Porcello looked positively scary in that 1st inning. Bauer found his stride in the 2nd, getting the Red Sox out 1-2-3 with a strikeout, but he wasn’t Porcello. I admit to a feeling of trepidation when the Indians came to bat in the 2nd. Would he mow them down again? I needn’t have worried, not with Yes Way, Jose at bat. Jose Ramirez sauntered up to the plate, ran Porcello to a full count, and smacked a double. Just like that, Porcello was human and hittable. Lonnie Chisenhall singled to score Ramirez but was thrown out at second on another reviewed and reversed play. Cleveland took the out but still had the run scored.
In the 3rd, Boston rookie and #9 hitter Andrew Benintendi smacked a solo home run in his first post-season at bat. Not to be outdone, our #9 hitter, post-season first-timer, and and owner of three regular season home runs Roberto Perez led off the Indians’ half of the 3rd with a solo home run of his own to tie things up 2-2. Thus began the home run derby. Jason Kipnis cracked a solo dinger, followed by Francisco Lindor. Just for perspective: Porcello had never given up three home runs in an inning in his career, and hadn’t given up more than three runs in a game since July.
Boston scored again in the 5th on a solo shot by Sandy Leon, making the score 4-3 and making Indians fans everywhere feel like they might need another drink. Once again, Perez led off the Indians’ half of the inning. No home run this time, just a sharp line drive to left for a single. Carlos Santana followed with a deep fly ball to left that was caught by Benintendi. It wasn’t your typical sacrifice fly, and Benintendi didn’t play as such. Perez tagged up and slid into second on his knees like a kid on a slip-and-slide. It wasn’t pretty, but he was safe.
Perez then scored on a single by Jason Kipnis. His heads up base running brought home what would turn out to be the winning run. Boston scored once more on a solo home run by Brock Holt, who reminds me of Matt Damon trying to rock a Morrissey pompadour. His homer made this the second-ever postseason game to feature six home runs (tying the 2015 Chicago Cubs, who hit six in a Game 3 win over the Cardinals).

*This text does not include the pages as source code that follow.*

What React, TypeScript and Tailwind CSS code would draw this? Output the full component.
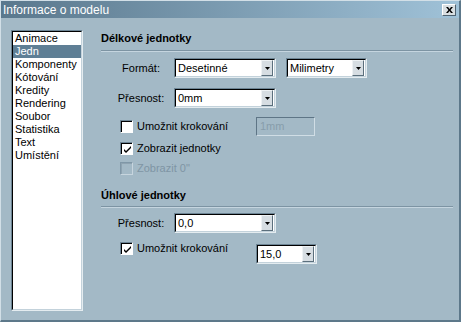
import React from 'react';

const font = { fontFamily: '"Liberation Sans", Arial, sans-serif' };

const items = ['Animace', 'Jedn', 'Komponenty', 'Kótování', 'Kredity', 'Rendering', 'Soubor', 'Statistika', 'Text', 'Umístění'];

function Arrow() {
  return (
    <div className="w-[12px] h-[16px] mr-[1px] bg-[#d6dde2] border-t border-l border-t-[#eef2f4] border-l-[#eef2f4] border-b border-r border-b-[#5b6f7c] border-r-[#5b6f7c] flex items-center justify-center">
      <svg width="5" height="3" viewBox="0 0 5 3">
        <path d="M0 0h5L2.5 3z" fill="#000" />
      </svg>
    </div>
  );
}

function Select({ value, w }: { value: string; w: string }) {
  return (
    <div className={`${w} h-[20px] border-t border-l border-t-[#6c8494] border-l-[#6c8494] border-b border-r border-b-[#e4ecf0] border-r-[#e4ecf0]`}>
      <div className="h-full border-t border-l border-black border-b border-r border-b-[#c3d2db] border-r-[#c3d2db] bg-white flex items-center justify-between">
        <span className="pl-[2px] text-[11px] leading-[13px] text-black">{value}</span>
        <Arrow />
      </div>
    </div>
  );
}

function Check({ checked, disabled }: { checked?: boolean; disabled?: boolean }) {
  return (
    <div className={`w-[13px] h-[13px] shrink-0 border-t border-l border-b border-r ${disabled ? 'border-t-[#7f97a7] border-l-[#7f97a7] border-b-[#c7d5de] border-r-[#c7d5de]' : 'border-t-[#6c8494] border-l-[#6c8494] border-b-white border-r-white'}`}>
      <div className={`w-full h-full border-t border-l ${disabled ? 'border-[#8ea3b1] bg-[#a3b9c6]' : 'border-black bg-white'} flex items-center justify-center`}>
        {checked && (
          <svg width="7" height="7" viewBox="0 0 7 7">
            <path d="M0 3l2 2 5-5v2l-5 5-2-2z" fill="#000" />
          </svg>
        )}
      </div>
    </div>
  );
}

function Heading({ text }: { text: string }) {
  return <div className="text-[11px] leading-[13px] font-bold text-black">{text}</div>;
}

function Line() {
  return <div className="h-0 border-t border-[#7d94a3] border-b border-b-[#c5d5df]" />;
}

export default function App() {
  return (
    <div style={font} className="w-[461px] h-[322px] flex flex-col bg-[#a3b9c6] border-t border-l border-[#d2dfe7] border-r-2 border-b-2 border-r-[#5d788a] border-b-[#5d788a] overflow-hidden select-none">
      <div className="h-[17px] shrink-0 flex items-center justify-between pl-[2px] pr-[3px] bg-gradient-to-r from-[#5a788d] to-[#a0c2d8]">
        <span className="text-[12px] leading-[14px] text-white">Informace o modelu</span>
        <div className="w-[14px] h-[12px] bg-[#d9dfe2] border-t border-l border-white border-b border-r border-b-[#4f6270] border-r-[#4f6270] flex items-center justify-center">
          <svg width="7" height="6" viewBox="0 0 7 6">
            <path d="M0 0h2l1.5 2L5 0h2L4.5 3 7 6H5L3.5 4 2 6H0l2.5-3z" fill="#000" />
          </svg>
        </div>
      </div>

      <div className="flex flex-1 pt-[12px] pl-[10px] pr-[6px]">
        <div className="w-[72px] h-[281px] shrink-0 border-t border-l border-t-[#6c8494] border-l-[#6c8494] border-b border-r border-b-[#e4ecf0] border-r-[#e4ecf0]">
          <div className="h-full bg-white border-t border-l border-black border-b border-r border-b-[#c3d2db] border-r-[#c3d2db]">
            {items.map((it) => (
              <div key={it} className={`h-[13px] pl-[2px] text-[11px] leading-[13px] ${it === 'Jedn' ? 'bg-[#5f7f95] text-white' : 'text-black'}`}>
                {it}
              </div>
            ))}
          </div>
        </div>

        <div className="flex-1 ml-[18px] flex flex-col">
          <div className="mt-[2px]">
            <Heading text="Délkové jednotky" />
          </div>
          <div className="mt-[5px]">
            <Line />
          </div>

          <div className="mt-[6px] flex items-center pl-[11px]">
            <div className="w-[58px] text-center text-[11px] leading-[13px] text-black">Formát:</div>
            <div className="ml-[4px]">
              <Select value="Desetinné" w="w-[102px]" />
            </div>
            <div className="ml-[10px]">
              <Select value="Milimetry" w="w-[81px]" />
            </div>
          </div>

          <div className="mt-[10px] flex items-center pl-[11px]">
            <div className="w-[58px] text-center text-[11px] leading-[13px] text-black">Přesnost:</div>
            <div className="ml-[4px]">
              <Select value="0mm" w="w-[102px]" />
            </div>
          </div>

          <div className="mt-[9px] flex items-center pl-[19px] h-[19px]">
            <div className="w-[136px] flex items-center gap-[4px]">
              <Check />
              <span className="text-[11px] leading-[13px] text-black">Umožnit krokování</span>
            </div>
            <div className="w-[59px] h-[19px] border-t border-l border-t-[#5e7586] border-l-[#5e7586] border-b border-r border-b-[#d0dde5] border-r-[#d0dde5] flex items-center pl-[3px]">
              <span className="text-[11px] leading-[13px] text-[#879dab]">1mm</span>
            </div>
          </div>

          <div className="mt-[6px] flex items-center pl-[19px] h-[13px] gap-[4px]">
            <Check checked />
            <span className="text-[11px] leading-[13px] text-black">Zobrazit jednotky</span>
          </div>

          <div className="mt-[7px] flex items-center pl-[19px] h-[13px] gap-[4px]">
            <Check disabled />
            <span className="text-[11px] leading-[13px] text-[#7f95a4]">Zobrazit 0"</span>
          </div>

          <div className="mt-[14px]">
            <Heading text="Úhlové jednotky" />
          </div>
          <div className="mt-[4px]">
            <Line />
          </div>

          <div className="mt-[5px] flex items-center pl-[11px]">
            <div className="w-[58px] text-center text-[11px] leading-[13px] text-black">Přesnost:</div>
            <div className="ml-[4px]">
              <Select value="0,0" w="w-[102px]" />
            </div>
          </div>

          <div className="mt-[9px] flex items-start pl-[19px]">
            <div className="w-[136px] flex items-center gap-[4px] h-[13px]">
              <Check checked />
              <span className="text-[11px] leading-[13px] text-black">Umožnit krokování</span>
            </div>
            <div className="mt-[2px]">
              <Select value="15,0" w="w-[61px]" />
            </div>
          </div>
        </div>
      </div>
    </div>
  );
}
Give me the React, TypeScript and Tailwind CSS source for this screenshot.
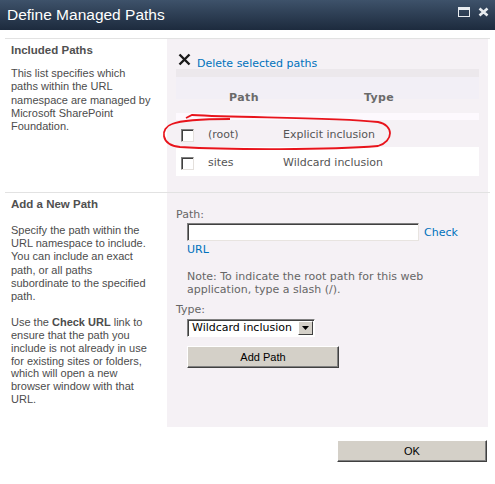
import React from "react";

const tahoma = { fontFamily: '"Liberation Sans", Arial, sans-serif' };
const verdana = { fontFamily: '"DejaVu Sans", Verdana, sans-serif' };

function Checkbox() {
  return (
    <span className="block w-[13px] h-[13px] bg-white border border-t-[#808080] border-l-[#808080] border-b-[#e4e0dc] border-r-[#e4e0dc] shadow-[inset_1px_1px_0_#404040]" />
  );
}

function RaisedButton({ label, className }: { label: string; className: string }) {
  return (
    <button
      className={`bg-[#d4d0c8] text-black text-[11px] border border-t-white border-l-white border-b-[#404040] border-r-[#404040] shadow-[inset_-1px_-1px_0_#808080] ${className}`}
      style={tahoma}
    >
      {label}
    </button>
  );
}

export default function App() {
  return (
    <div className="relative w-[495px] h-[484px] bg-white overflow-hidden">
      {/* title bar */}
      <div className="h-[30px] flex items-center justify-between pl-[7px] pr-[6px] bg-gradient-to-b from-[#3e526a] to-[#1d2b3e]">
        <span className="text-white text-[15.5px]" style={tahoma}>
          Define Managed Paths
        </span>
        <div className="flex items-center gap-[8px] -mt-[6px]">
          <span className="block w-[12px] h-[10px] border border-[#e8ecf0] border-t-[3px]" />
          <svg width="11" height="10" viewBox="0 0 11 10">
            <path d="M1.5 1.5 L9.5 8.5 M9.5 1.5 L1.5 8.5" stroke="#e8ecf0" strokeWidth="2.6" />
          </svg>
        </div>
      </div>

      <div className="px-[5px] pt-[8px]">
        {/* Included Paths */}
        <div className="flex border-t border-[#e2e2e2] h-[154px]">
          <div className="w-[162px] pl-[6px] pt-[5px] text-[#4c4c4c] text-[11px]" style={tahoma}>
            <div className="font-bold text-[11.5px] leading-[13px] text-[#505050]">Included Paths</div>
            <div className="mt-[10px] leading-[13.3px] whitespace-nowrap">
              This list specifies which
              <br />
              paths within the URL
              <br />
              namespace are managed by
              <br />
              Microsoft SharePoint
              <br />
              Foundation.
            </div>
          </div>
          <div className="flex-1 bg-[#f5f1f5] mr-[2px] pl-[9px] pr-[9px] pt-[13px]" style={verdana}>
            <div className="flex items-end h-[17px]">
              <svg width="13" height="13" viewBox="0 0 13 13" className="ml-[2px] mb-[3px]">
                <path d="M1.5 1.5 L11.5 11.5 M11.5 1.5 L1.5 11.5" stroke="#1a1a1a" strokeWidth="2.4" />
              </svg>
              <span className="ml-[6px] -mb-[1px] text-[11px] leading-[13px] text-[#0072bc]">Delete selected paths</span>
            </div>
            <div className="h-[8px] bg-[#ece8ec]" />
            <div className="h-[22px] bg-[#f2eff6] flex items-start pt-[14px] text-[11px] leading-[13px] font-bold text-[#6a6a6a]">
              <span className="ml-[53px] tracking-[0.4px]">Path</span>
              <span className="ml-[105px] tracking-[0.4px]">Type</span>
            </div>
            <div className="h-[14px]" />
            <div className="h-[7px] bg-[#fdf9fe]" />
            <div className="h-[27px] flex items-center pt-[4px] text-[11px] text-[#555]">
              <span className="ml-[5px]">
                <Checkbox />
              </span>
              <span className="ml-[14px] w-[75px]">(root)</span>
              <span>Explicit inclusion</span>
            </div>
            <div className="h-[29px] bg-white flex items-center pt-[4px] text-[11px] text-[#555]">
              <span className="ml-[5px]">
                <Checkbox />
              </span>
              <span className="ml-[14px] w-[75px]">sites</span>
              <span>Wildcard inclusion</span>
            </div>
          </div>
        </div>

        {/* Add a New Path */}
        <div className="flex border-t border-[#e2e2e2] h-[235px]">
          <div className="w-[162px] pl-[6px] pt-[5px] text-[#4c4c4c] text-[11px]" style={tahoma}>
            <div className="font-bold text-[11.5px] leading-[13px] text-[#505050]">Add a New Path</div>
            <div className="mt-[13px] leading-[13.2px] whitespace-nowrap">
              Specify the path within the
              <br />
              URL namespace to include.
              <br />
              You can include an exact
              <br />
              path, or all paths
              <br />
              subordinate to the specified
              <br />
              path.
            </div>
            <div className="mt-[13px] leading-[12.8px] whitespace-nowrap">
              Use the <b>Check URL</b> link to
              <br />
              ensure that the path you
              <br />
              include is not already in use
              <br />
              for existing sites or folders,
              <br />
              which will open a new
              <br />
              browser window with that
              <br />
              URL.
            </div>
          </div>
          <div className="flex-1 bg-[#f5f1f5] mr-[2px] pl-[9px] pt-[15px] text-[11px] text-[#666]" style={verdana}>
            <div className="leading-[13px]">Path:</div>
            <div className="flex items-center ml-[11px] mt-[2px]">
              <span className="block w-[232px] h-[18px] bg-white border border-t-[#808080] border-l-[#808080] border-b-[#e8e4e0] border-r-[#e8e4e0] shadow-[inset_1px_1px_0_#404040]" />
              <span className="ml-[5px] text-[#0072bc] leading-[13px]">Check</span>
            </div>
            <div className="ml-[11px] mt-[2px] leading-[13px] text-[#0072bc]">URL</div>
            <div className="ml-[11px] mt-[14px] leading-[13px]">
              Note: To indicate the root path for this web
              <br />
              application, type a slash (/).
            </div>
            <div className="mt-[7px] leading-[13px]">Type:</div>
            <div className="ml-[11px] mt-[3px] flex w-[128px] h-[18px] bg-white border border-t-[#808080] border-l-[#808080] border-b-white border-r-white shadow-[inset_1px_1px_0_#404040]">
              <span className="flex-1 pl-[4px] text-black text-[11px] leading-[16px]">Wildcard inclusion</span>
              <span className="w-[15px] my-[1px] mr-[1px] flex items-center justify-center bg-[#d4d0c8] border border-t-white border-l-white border-b-[#404040] border-r-[#404040]">
                <svg width="7" height="4" viewBox="0 0 7 4">
                  <path d="M0 0 H7 L3.5 4 Z" fill="#000" />
                </svg>
              </span>
            </div>
            <RaisedButton label="Add Path" className="block ml-[11px] mt-[9px] w-[152px] h-[22px]" />
          </div>
        </div>

        <div className="flex justify-end pr-[3px] pt-[13px]">
          <RaisedButton label="OK" className="w-[150px] h-[22px]" />
        </div>
      </div>

      {/* red annotation */}
      <svg className="absolute left-0 top-0 pointer-events-none" width="495" height="484">
        <path
          d="M186 118 L192 115 C240 118 330 117 378 122 C394 125 394 141 378 146 C330 150 230 150 180 147 C160 145 160 128 172 124 C182 120 200 119 230 119"
          fill="none"
          stroke="#e8141c"
          strokeWidth="1.8"
        />
      </svg>
    </div>
  );
}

In the end, the Indians didn’t have any problem hitting or scoring off of Porcello. Former Indian Drew Pomeranz, however, stymied them for 2.1 innings, allowing three hits but allowing no runs and striking out five. I hope the next time the Tribe faces him in this series, they figure him out.
The Indians used four pitchers, most notably Andrew Miller, who came in to relieve starter Trevor Bauer with two outs in the 5th inning. There is already discussion online about whether bringing in Miller that early is 1) the opening salvo in a revolution in the way we think about and use bullpens, 2) a save situation in the 5th inning, 3) an attempt to play head games with opposing teams by making them over-think their next move, or 4) just a brilliant managerial decision by Terry Francona to get the job done when it needed to be done. I tend to go with option 4.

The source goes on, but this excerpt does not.